In truth, Teacher, You say ideally that He is One and there is no other more than He. …  And Jesus perceiving him, that he answered apprehendingly…

Ouweneel is looking for an answer to the question ‘How do we explain the trinity to Jews?’. Well here we have a situation where Jesus himself relates to a Jewish scribe who the one God is. And the scribe has no objection to Jesus’ explanation. And Jesus in his turn, perceives that the scribe understands him well. Is the trinity taught in this conversation? Does Jesus give any hint that the one God consists of multiple persons? Or does he teach that he himself is part of the one God?
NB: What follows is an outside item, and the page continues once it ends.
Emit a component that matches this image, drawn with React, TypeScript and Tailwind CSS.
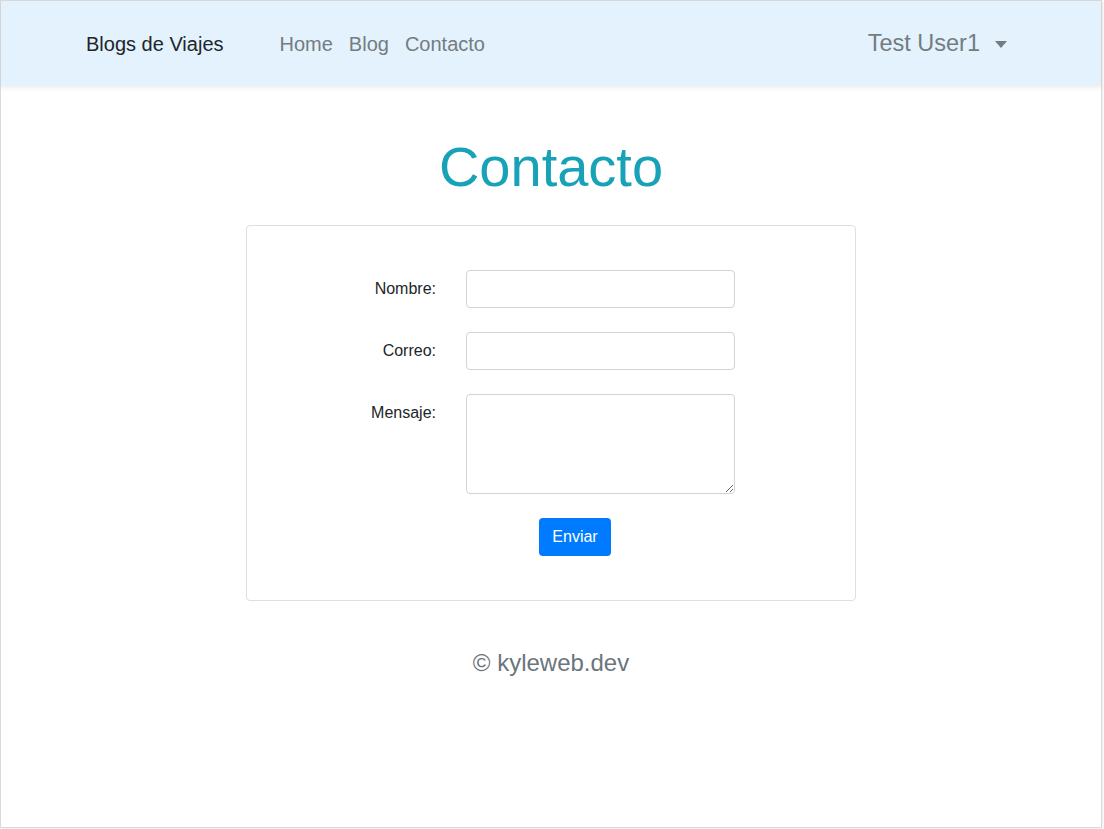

No, on the contrary! Jesus speaks about the one God as He. Third person singular. “He is one and there is no other more than He”. As complicated as the construction of the doctrine of the trinity is and the terminology which has been devised, so simple is this statement. And realise that also in the New Testament, this is “the first of the commandments”!

Also pay attention to Jesus’ prayer in John 17. He addresses God as Father (verse 1) and says in verse 3:

Now it is eonian life that they may know You, the ONLY true GOD and Him Whom You commission, Jesus Christ.
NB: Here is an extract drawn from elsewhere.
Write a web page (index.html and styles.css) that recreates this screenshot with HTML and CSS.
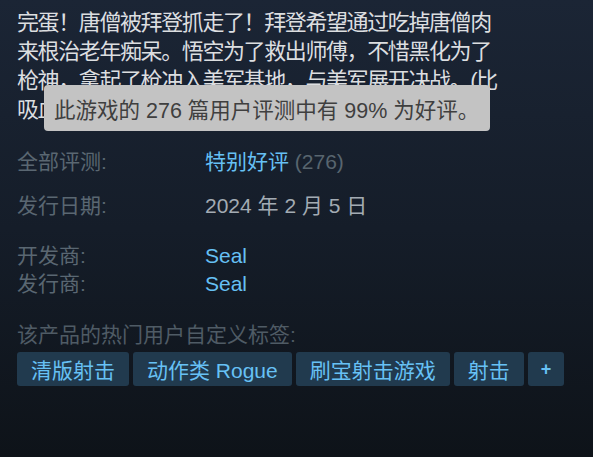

Here Jesus addresses his Father as the ONLY God. Hereby he does not only show to be unfamiliar with the doctrine of the trinity. It is much stronger: this doctrine is impossible to reconcile with Jesus’ words.

For Paul it was not different. In 1 Cor. 8:6 he writes:

… for us there is ONE GOD the Father, out of Whom all is…

The real question is not: How do we explain the trinity to Jews? The question is: How does a Jew explain the truth of the one God to those with a background of polytheism? Here such a Jew is speaking. Has Paul’s monotheism changed since he acknowledged Jesus as Messiah? Not at all! The terminology of the trinity (“one being, three persons”, God the Son, etc.) is as strange to him as the concept itself. No multiple persons who are all God, but “one God the Father”. And the Son is not “God the Son”, but always and consistently “the Son of God”. In Ephesians 4:6, the same Paul declares:

 …ONE GOD and Father of all, Who is over all and through all and in all.

Aren’t there any texts in which the Messiah is identified with God? Oh yes, certainly! But is that identification of the Messiah and God a reason to revise or redefine the oneness of God? Not for the writers of the New Testament. For them, Jesus was the representation of God. Or, as Jesus himself stated: “He  who has seen me has seen the Father …” (John 14:9). And in Colossians 1 Paul calls “the Son of God’s love”, the “image of God, the Unseen” (1:15). In other words, the Son of God portrays the invisible God as an icon. So it makes sense that where we find Jesus Christ, we see God. That is not a theological problem, it is a linguistic phenomenon. The candlesticks are the seven churches (Rev. 1:20). The ten horns are ten kings (Rev.17:12). The bread is the body of Christ (Mat.26:26), etc. Everywhere we encounter this figure of speech called metaphor. And ‘imagery’ we can certainly expect, where the Son is explicitly said to be the image of God. The key is hanging at the door!

But alas, all these totally biblical considerations do not put any weight in the scale of orthodox Christianity. Here and there, People say “Sola Scriptura!” But in practice you are called a heretic when you deny or contradict a doctrine that was elevated to dogma in the fourth century. The doctrine of the trinity has been the benchmark of orthodoxy ever since. And I do not have the illusion that a blog like this will change that.

In 1975 Ouweneel wrote in a brochure (‘what is healthy Bible study?’ ; page 25):

Healthy Bible study is safe Bible study and it is safe when it stays as close as possible to the Scriptures and only uses terminology of the Scriptures…

And that is true! I cannot think of a more powerful condemnation of the doctrine of the trinity.